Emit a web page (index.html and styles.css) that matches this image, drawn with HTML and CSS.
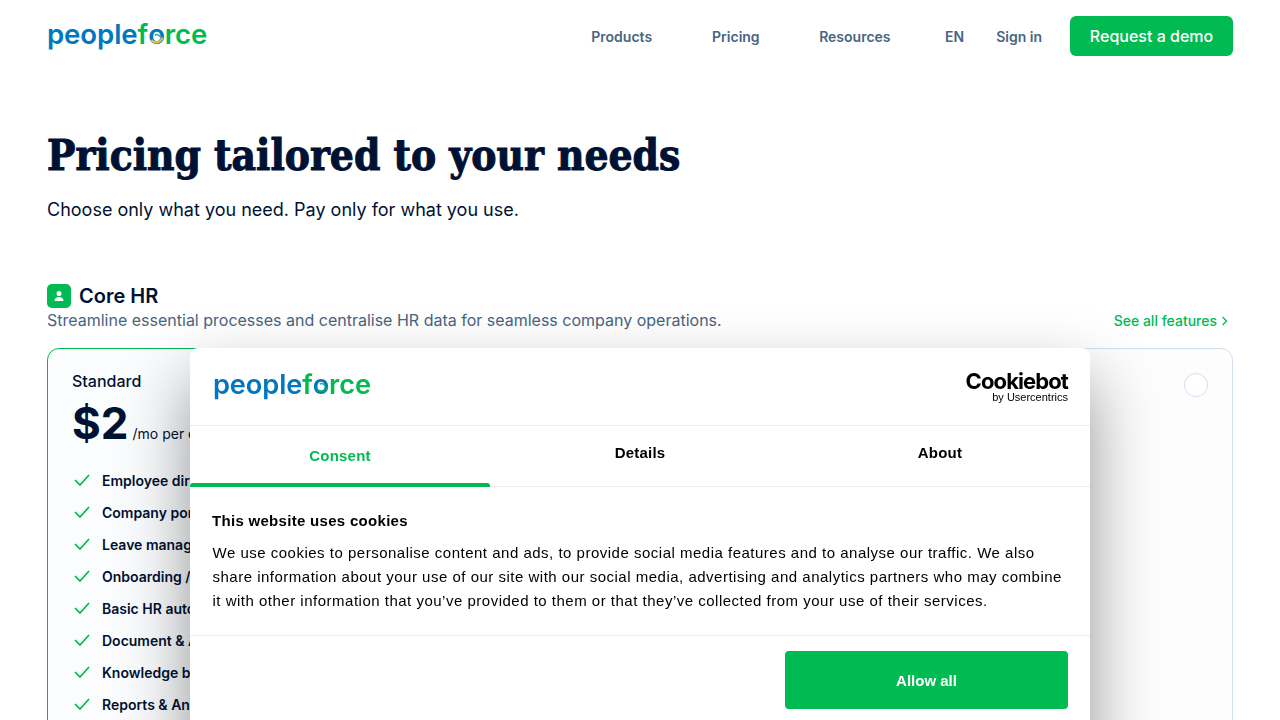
FILE: index.html
```html
<!DOCTYPE html>
<html lang="en">
<head>
<meta charset="utf-8">
<title>Pricing</title>
<link rel="stylesheet" href="styles.css">
</head>
<body>
<div class="page">
  <header class="nav">
    <a class="logo logo-nav"><span class="lb">people</span><span class="lg">f</span><span class="lo">o<svg viewBox="0 0 20 20"><path d="M4 13a7.5 7.5 0 0 0 13-3" fill="none" stroke="#e3c23a" stroke-width="2.6"/><path d="M8 7a4.5 4.5 0 0 1 6 2" fill="none" stroke="#0fb5a0" stroke-width="2"/></svg></span><span class="lg">rce</span></a>
    <nav class="links">
      <a class="l1">Products</a>
      <a class="l2">Pricing</a>
      <a class="l3">Resources</a>
      <a class="l4">EN</a>
      <a class="l5">Sign in</a>
      <a class="demo">Request a demo</a>
    </nav>
  </header>
  <section class="hero">
    <h1>Pricing tailored to your needs</h1>
    <p>Choose only what you need. Pay only for what you use.</p>
  </section>
  <section class="core">
    <div class="core-title">
      <span class="badge"><svg viewBox="0 0 24 24" width="12" height="12"><circle cx="12" cy="7" r="5" fill="#fff"/><path d="M3 22c0-6 4-8 9-8s9 2 9 8z" fill="#fff"/></svg></span>
      <h2>Core HR</h2>
    </div>
    <div class="core-sub">
      <p>Streamline essential processes and centralise HR data for seamless company operations.</p>
      <a class="see">See all features <svg viewBox="0 0 10 12" width="8" height="10"><path d="M2 1l5 5-5 5" fill="none" stroke="#00ba52" stroke-width="1.6"/></svg></a>
    </div>
    <div class="cards">
      <article class="card card-on">
        <h3>Standard</h3>
        <div class="price"><b>$2</b><span>/mo per employee</span></div>
        <ul>
          <li><svg viewBox="0 0 16 12" width="16" height="12"><path d="M1 6l5 5 9-10" fill="none" stroke="#00ba52" stroke-width="1.7"/></svg>Employee directory</li>
          <li><svg viewBox="0 0 16 12" width="16" height="12"><path d="M1 6l5 5 9-10" fill="none" stroke="#00ba52" stroke-width="1.7"/></svg>Company portal</li>
          <li><svg viewBox="0 0 16 12" width="16" height="12"><path d="M1 6l5 5 9-10" fill="none" stroke="#00ba52" stroke-width="1.7"/></svg>Leave management</li>
          <li><svg viewBox="0 0 16 12" width="16" height="12"><path d="M1 6l5 5 9-10" fill="none" stroke="#00ba52" stroke-width="1.7"/></svg>Onboarding / Offboarding</li>
          <li><svg viewBox="0 0 16 12" width="16" height="12"><path d="M1 6l5 5 9-10" fill="none" stroke="#00ba52" stroke-width="1.7"/></svg>Basic HR automation</li>
          <li><svg viewBox="0 0 16 12" width="16" height="12"><path d="M1 6l5 5 9-10" fill="none" stroke="#00ba52" stroke-width="1.7"/></svg>Document &amp; Assets</li>
          <li><svg viewBox="0 0 16 12" width="16" height="12"><path d="M1 6l5 5 9-10" fill="none" stroke="#00ba52" stroke-width="1.7"/></svg>Knowledge base</li>
          <li><svg viewBox="0 0 16 12" width="16" height="12"><path d="M1 6l5 5 9-10" fill="none" stroke="#00ba52" stroke-width="1.7"/></svg>Reports &amp; Analytics</li>
        </ul>
      </article>
      <article class="card card-plain"><span class="radio"></span></article>
    </div>
  </section>
</div>
<aside class="modal">
  <div class="m-head">
    <a class="logo logo-modal"><span class="lb">people</span><span class="lg">f</span><span class="lo">o<svg viewBox="0 0 20 20"><path d="M4 13a7.5 7.5 0 0 0 13-3" fill="none" stroke="#0fa860" stroke-width="2.6"/><path d="M8 7a4.5 4.5 0 0 1 6 2" fill="none" stroke="#0fb5a0" stroke-width="2"/></svg></span><span class="lg">rce</span></a>
    <div class="cb"><span class="cb-name">Cookiebot</span><span class="cb-by">by Usercentrics</span></div>
  </div>
  <div class="tabs">
    <div class="tab tab-on">Consent</div>
    <div class="tab">Details</div>
    <div class="tab">About</div>
  </div>
  <div class="m-body">
    <h4>This website uses cookies</h4>
    <p>We use cookies to personalise content and ads, to provide social media features and to analyse our traffic. We also share information about your use of our site with our social media, advertising and analytics partners who may combine it with other information that you’ve provided to them or that they’ve collected from your use of their services.</p>
  </div>
  <div class="m-foot"><button class="allow">Allow all</button></div>
</aside>
</body>
</html>
```
FILE: styles.css
```css
* { box-sizing: border-box; }
html, body { margin: 0; height: 720px; overflow: hidden; background: #fff; }
body { font-family: Inter, "Liberation Sans", sans-serif; color: #001233; }
a { text-decoration: none; }
h1, h2, h3, h4, p, ul { margin: 0; padding: 0; }
ul { list-style: none; }
.page { padding: 0 47px; }
.nav { height: 72px; display: flex; align-items: center; justify-content: space-between; }
.logo { display: inline-flex; font-family: Inter, sans-serif; font-weight: 600; letter-spacing: -0.1px; line-height: 1; }
.logo-nav { font-size: 27.6px; margin-top: -2px; }
.logo-modal { font-size: 27.2px; margin-left: 1px; margin-top: -4px; }
.lb { color: #0077c0; }
.lg { color: #00ba52; }
.lo { color: #0077c0; position: relative; }
.lo svg { position: absolute; left: 0; top: 27%; width: 17px; height: 17px; }
.links { display: flex; align-items: center; font-size: 14px; font-weight: 600; color: #486581; }
.l1 { margin-right: 60px; }
.l2 { margin-right: 59.5px; }
.l3 { margin-right: 54.5px; }
.l4 { margin-right: 32px; }
.l5 { margin-right: 28px; }
.demo { width: 163px; height: 40px; border-radius: 6px; background: #00ba52; color: #fff; font-size: 16px; font-weight: 500; display: flex; align-items: center; justify-content: center; }
.hero { padding-top: 58px; }
h1 { font-family: "DejaVu Serif", serif; font-stretch: condensed; font-size: 42px; line-height: 52px; font-weight: 700; color: #001233; -webkit-text-stroke: 1px #001233; }
.hero p { margin-top: 14px; font-size: 18px; line-height: 28px; }
.core { margin-top: 60px; }
.core-title { display: flex; align-items: center; gap: 8px; }
.badge { width: 24px; height: 24px; border-radius: 5px; background: #00ba52; display: flex; align-items: center; justify-content: center; }
h2 { font-size: 20px; line-height: 24px; font-weight: 600; }
.core-sub { display: flex; justify-content: space-between; align-items: center; padding: 0 4px 2px 0; height: 25px; margin-bottom: 15px; font-size: 16px; color: #486581; }
.see { font-size: 14px; font-weight: 500; color: #00ba52; display: flex; align-items: center; gap: 4px; margin-top: 2px; }
.cards { display: flex; justify-content: space-between; }
.card { width: 379px; height: 500px; padding: 22px 24px; border: 1px solid #d3deec; border-radius: 12px; background: #fbfcfe; position: relative; }
.card-on { border-color: #00ba52; }
.card-plain { background: #fdfdfe; }
h3 { font-size: 16px; line-height: 20px; font-weight: 500; }
.price { display: flex; align-items: baseline; gap: 4px; margin-top: 8px; font-size: 14px; }
.price b { font-size: 44px; line-height: 48px; font-weight: 700; }
.price span { white-space: nowrap; }
.card ul { margin-top: 17px; }
.card li { height: 32px; display: flex; align-items: center; gap: 12px; padding-left: 2px; font-size: 14px; font-weight: 600; white-space: nowrap; }
.radio { position: absolute; right: 24px; top: 24px; width: 24px; height: 24px; border-radius: 50%; border: 1px solid #d3deec; background: #fff; }
.modal { position: fixed; left: 190px; top: 348px; width: 900px; height: 520px; background: #fff; border-radius: 8px; box-shadow: 0 32px 68px rgba(0,0,0,.42); font-family: "Liberation Sans", sans-serif; color: #000; }
.m-head { height: 78px; padding: 0 22px; display: flex; align-items: center; justify-content: space-between; border-bottom: 1px solid #ececec; }
.cb { display: flex; flex-direction: column; align-items: flex-end; color: #000; }
.cb-name { font-family: Inter, sans-serif; font-size: 22px; line-height: 20px; font-weight: 700; letter-spacing: -0.9px; }
.cb-by { font-size: 11px; line-height: 11px; margin-top: 1px; }
.tabs { display: flex; height: 61px; border-bottom: 1px solid #ececec; }
.tab { flex: 1; display: flex; align-items: center; justify-content: center; padding-bottom: 8px; font-size: 15px; font-weight: 700; letter-spacing: 0.2px; position: relative; }
.tab-on { color: #00ba52; padding-bottom: 2px; }
.tab-on::after { content: ""; position: absolute; left: 0; right: 0; bottom: -1px; height: 4px; background: #00ba52; border-radius: 3px 3px 0 0; }
.m-body { padding: 24px 22px 0; height: 149px; border-bottom: 1px solid #ececec; }
h4 { font-size: 15px; line-height: 20px; font-weight: 700; letter-spacing: 0.3px; }
.m-body p { margin-top: 10px; font-size: 15px; line-height: 24px; letter-spacing: 0.5px; padding-left: 0.5px; }
.m-foot { padding: 15px 22px; display: flex; justify-content: flex-end; }
.allow { width: 283px; height: 58px; border: 0; border-radius: 4px; background: #00ba52; color: #fff; font: 700 15px "Liberation Sans", sans-serif; }
```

▸ **GIVEN REQUEST**
Copy out every line in the listing where the word "page" appears.

▸ **EXERCISE OUTPUT**
Emit a web page (index.html and styles.css) that matches this image, drawn with HTML and CSS.
<div class="page">
.page { padding: 0 47px; }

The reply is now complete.